IoT-enabled devices and sensors are helping us reduce air pollution in some of our world’s biggest cities, improve agriculture and our food supply, and even detect and contain deadly viruses. Confronting these challenges requires political will, as well as a new approach to business–one that puts human welfare on an equal footing with profits. It also calls for innovative technology. We are already starting to see how the Internet of Things (IoT)—which connects everyday objects to the Internet—can help us transform our world for the better.
- Cleaner air and water
The Internet of Things can help cities improve public health.

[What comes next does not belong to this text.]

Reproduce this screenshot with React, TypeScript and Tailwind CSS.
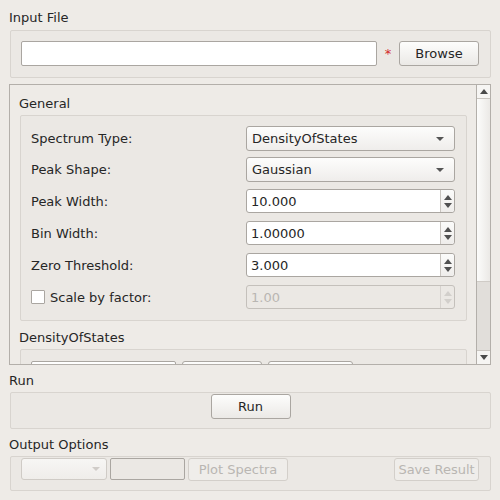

Cities suffering from chronic pollution, such as New Delhi and Beijing, are beginning to deploy sensor networks designed to alert residents when levels are dangerously high. In London approximately 9,000 deaths per year are attributed to air pollution. Drayson Technologies is currently testing sensors that are distributed to bicycle couriers and fuel-cell cars. The sensors, which transmit data to smartphones via Bluetooth, allow Drayson to create real-time maps showing air pollution levels around the city.
2. Smarter cities
Cities are great incubators for IoT-based systems that make urban life more attractive, such as fast, convenient transportation systems, safe street lighting, and energy-efficient buildings. The IoT-enabled urban services have dramatically reduced traffic jams and pollution, as well as water, light, and energy usage. Many other cities are also putting the Internet of Things to work. One example is Chicago where they tests a city-wide network of sensors called the “Array of Things”. The sensors serve as a sort of fitness tracker for the city, collecting data on air quality, climate, traffic, and other metrics. The information is sent to an open data portal where user groups can consume it for a range of applications.
3. Connecting patients
The Internet of Things can transform the healthcare industry by helping doctors gain faster access to patients’ data. Wearable, Internet-connected sensor devices that track a patient’s heart rate, pulse, or even blood pressure are increasingly affordable, compact and accurate. While there is still some debate over how to safely collect, transmit and use this data, wearables are one of the most promising IoT applications in healthcare.